Analyst sentiment is broadly constructive but varied. Price targets range from $120 to $200, with consensus near $160. Recent upgrades, including a target increase to $150, reflect confidence in Shopify’s AI strategy and expanding merchant ecosystem. Yet some firms maintain neutral or hold ratings, citing valuation sensitivity.

Technically, the stock is rebuilding momentum. Shares are trading roughly 4% above the 20-day moving average but remain about 15% below the 100-day moving average. RSI near 44 suggests neutral momentum. Key resistance sits near $139, while support is identified around $105.

The next catalyst arrives with the May earnings report, where expectations call for revenue of $3.08 billion and EPS of $0.28, both reflecting continued year-over-year growth. Sustained 30% revenue expansion alongside stabilized margins would strengthen the bullish case. Any deceleration or further margin deterioration could reintroduce volatility.

For broader Canadian market context, investors tracking equity momentum may also review recent strength in the TSX’s 170-point breakout. Those comparing earnings-driven reactions across sectors may consider developments in Lundin Mining’s Q4 revenue performance.

Official company disclosures and filings can be accessed via Shopify’s investor relations page.

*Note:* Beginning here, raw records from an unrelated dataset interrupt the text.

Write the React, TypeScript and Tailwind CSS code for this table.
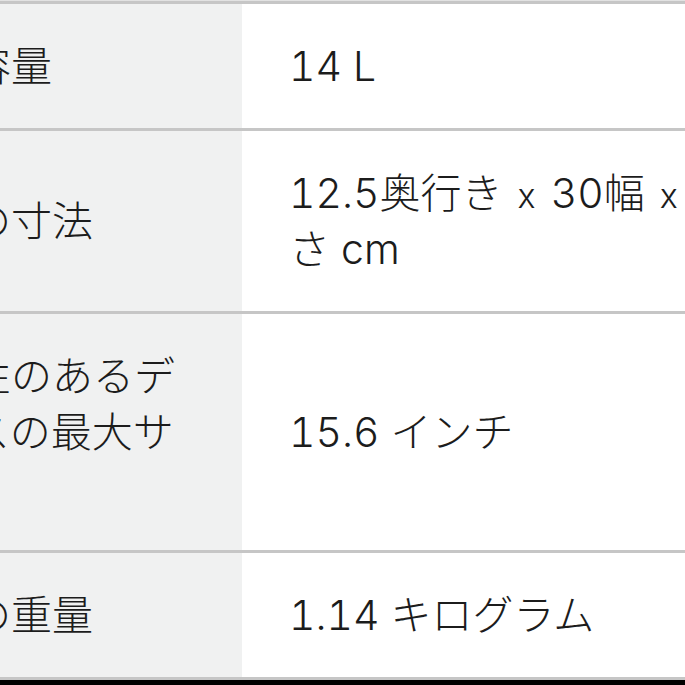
function Times() {
  return <span className="mx-[4px] text-[34px] leading-none">x</span>;
}

const ROWS: Array<{ label: string; value: React.ReactNode }> = [
  { label: '収納容量', value: '14 L' },
  {
    label: '製品の寸法',
    value: (
      <>
        12.5奥行き <Times /> 30幅 <Times /> 43高
        <br />
        さ cm
      </>
    ),
  },
  { label: '互換性のあるデバイスの最大サイズ', value: '15.6 インチ' },
  { label: '商品の重量', value: '1.14 キログラム' },
];

export default function App() {
  return (
    <div className="h-[685px] w-[685px] overflow-hidden bg-white">
      <div
        className="-ml-[159px] w-[1100px] text-[41px] leading-[56px] font-light text-[#1c1c1c] tabular-nums"
        style={{ fontFamily: 'Inter, "Noto Sans CJK JP", sans-serif' }}
      >
        <div className="h-px bg-[#e2e2e2]" />
        <table className="w-full border-collapse">
          <tbody>
            {ROWS.map((row) => (
              <tr key={row.label} className="border-t-[3px] border-[#c6c6c6]">
                <td className="w-[401px] bg-[#f0f1f1] px-[47px] py-[34px] align-middle">{row.label}</td>
                <td className="bg-white px-[47px] py-[34px] align-middle whitespace-nowrap">{row.value}</td>
              </tr>
            ))}
          </tbody>
        </table>
        <div className="h-[3px] bg-[#c6c6c6]" />
        <div className="h-[10px] bg-black" />
      </div>
    </div>
  );
}
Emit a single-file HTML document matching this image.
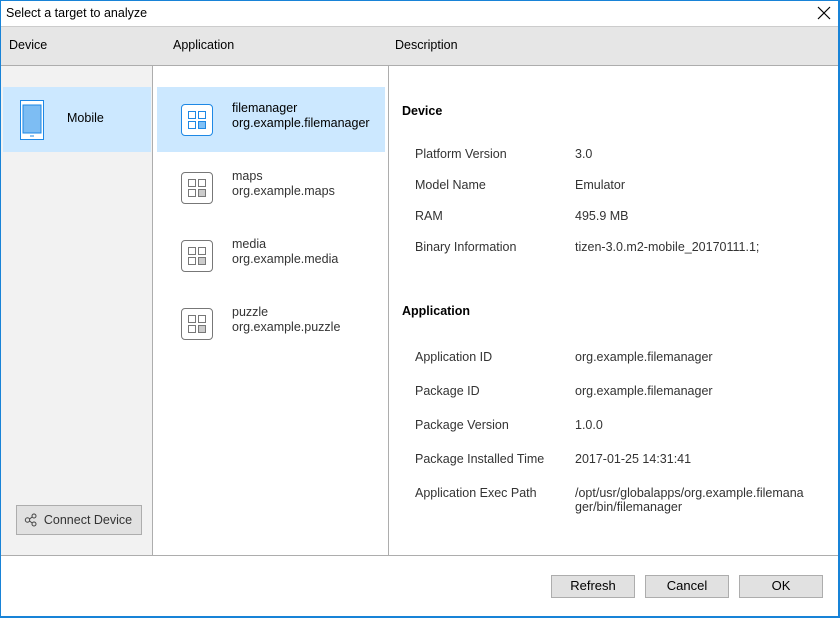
<!DOCTYPE html>
<html><head><meta charset="utf-8"><style>
*{margin:0;padding:0;box-sizing:border-box}
body{width:840px;height:618px;overflow:hidden;background:#fff;font-family:"Liberation Sans",sans-serif;font-size:12.5px;color:#000;position:relative}
.a{position:absolute;white-space:nowrap}
.btn{position:absolute;background:#e1e1e1;border:1px solid #adadad;text-align:center;font-size:13px;line-height:20px;color:#000}
.ico{position:absolute;width:32px;height:32px;border:1px solid #777;border-radius:4px;background:#fff}
.ico i{position:absolute;width:8px;height:8px;border:1px solid #777}
.t1{color:#333}
</style></head><body>
<div class="a" style="left:0;top:0;width:840px;height:618px;border:1px solid #1883d7;border-right-width:2px;border-bottom-width:2px"></div>
<div class="a" style="left:6px;top:6px">Select a target to analyze</div>
<svg class="a" style="left:817px;top:6px" width="14" height="14"><path d="M1 1L13 13M13 1L1 13" stroke="#000" stroke-width="1.2"/></svg>
<div class="a" style="left:1px;top:26px;width:837px;height:40px;background:#e6e6e6;border-top:1px solid #ccc;border-bottom:1px solid #adadad"></div>
<div class="a" style="left:9px;top:38px">Device</div>
<div class="a" style="left:173px;top:38px">Application</div>
<div class="a" style="left:395px;top:38px">Description</div>
<div class="a" style="left:1px;top:66px;width:152px;height:489px;background:#f2f2f2;border-right:1px solid #adadad"></div>
<div class="a" style="left:388px;top:66px;width:1px;height:489px;background:#adadad"></div>
<div class="a" style="left:1px;top:555px;width:837px;height:1px;background:#adadad"></div>
<div class="a" style="left:3px;top:87px;width:148px;height:65px;background:#cce8ff"></div>
<svg class="a" style="left:20px;top:100px" width="24" height="40"><rect x="0.5" y="0.5" width="23" height="39" fill="#fff" stroke="#1e88e5"/><rect x="3" y="5" width="18" height="28" fill="#7dbdf3" stroke="#1e88e5"/><path d="M10 36H14" stroke="#1e88e5"/></svg>
<div class="a" style="left:67px;top:111px">Mobile</div>
<div class="btn" style="left:16px;top:505px;width:126px;height:30px;line-height:28px;font-size:12.5px;color:#333;padding-left:18px">Connect Device</div>
<svg class="a" style="left:24px;top:513px" width="14" height="14"><circle cx="3.5" cy="7" r="2.2" fill="none" stroke="#444"/><circle cx="10" cy="3" r="2" fill="none" stroke="#444"/><circle cx="10" cy="11" r="2" fill="none" stroke="#444"/><path d="M5.5 6L8.2 4M5.5 8L8.2 10" stroke="#444"/></svg>
<div class="a" style="left:157px;top:87px;width:228px;height:65px;background:#cce8ff"></div>
<div class="ico" style="left:181px;top:104px;border-color:#1e88e5"><i style="left:6px;top:6px;border-color:#1e88e5"></i><i style="left:16px;top:6px;border-color:#1e88e5"></i><i style="left:6px;top:16px;border-color:#1e88e5"></i><i style="left:16px;top:16px;border-color:#1e88e5;background:#80c0f5"></i></div>
<div class="a" style="left:232px;top:101px;line-height:15px">filemanager<br>org.example.filemanager</div>
<div class="ico" style="left:181px;top:172px"><i style="left:6px;top:6px"></i><i style="left:16px;top:6px"></i><i style="left:6px;top:16px"></i><i style="left:16px;top:16px;background:#ccc"></i></div>
<div class="a t1" style="left:232px;top:169px;line-height:15px">maps<br>org.example.maps</div>
<div class="ico" style="left:181px;top:240px"><i style="left:6px;top:6px"></i><i style="left:16px;top:6px"></i><i style="left:6px;top:16px"></i><i style="left:16px;top:16px;background:#ccc"></i></div>
<div class="a t1" style="left:232px;top:237px;line-height:15px">media<br>org.example.media</div>
<div class="ico" style="left:181px;top:308px"><i style="left:6px;top:6px"></i><i style="left:16px;top:6px"></i><i style="left:6px;top:16px"></i><i style="left:16px;top:16px;background:#ccc"></i></div>
<div class="a t1" style="left:232px;top:305px;line-height:15px">puzzle<br>org.example.puzzle</div>
<div class="a" style="left:402px;top:104px;font-weight:bold">Device</div>
<div class="a t1" style="left:415px;top:147px">Platform Version</div><div class="a t1" style="left:575px;top:147px">3.0</div>
<div class="a t1" style="left:415px;top:178px">Model Name</div><div class="a t1" style="left:575px;top:178px">Emulator</div>
<div class="a t1" style="left:415px;top:209px">RAM</div><div class="a t1" style="left:575px;top:209px">495.9 MB</div>
<div class="a t1" style="left:415px;top:240px">Binary Information</div><div class="a t1" style="left:575px;top:240px">tizen-3.0.m2-mobile_20170111.1;</div>
<div class="a" style="left:402px;top:304px;font-weight:bold">Application</div>
<div class="a t1" style="left:415px;top:350px">Application ID</div><div class="a t1" style="left:575px;top:350px">org.example.filemanager</div>
<div class="a t1" style="left:415px;top:384px">Package ID</div><div class="a t1" style="left:575px;top:384px">org.example.filemanager</div>
<div class="a t1" style="left:415px;top:418px">Package Version</div><div class="a t1" style="left:575px;top:418px">1.0.0</div>
<div class="a t1" style="left:415px;top:452px">Package Installed Time</div><div class="a t1" style="left:575px;top:452px">2017-01-25 14:31:41</div>
<div class="a t1" style="left:415px;top:486px">Application Exec Path</div><div class="a t1" style="left:575px;top:486px;line-height:14px">/opt/usr/globalapps/org.example.filemana<br>ger/bin/filemanager</div>
<div class="btn" style="left:551px;top:575px;width:84px;height:23px">Refresh</div>
<div class="btn" style="left:645px;top:575px;width:84px;height:23px">Cancel</div>
<div class="btn" style="left:739px;top:575px;width:84px;height:23px">OK</div>
</body></html>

Verdict: Shopify’s AI bet appears to be supporting revenue acceleration, as evidenced by 30% growth and a $3.67B quarter. The $2B buyback reinforces management’s confidence. However, with gross margins slipping to 48.07% and valuation above 130x forward earnings, the stock requires sustained execution to justify its premium. For growth-focused investors, the long-term platform thesis remains intact. For valuation-sensitive investors, margin stabilization is the critical variable to monitor.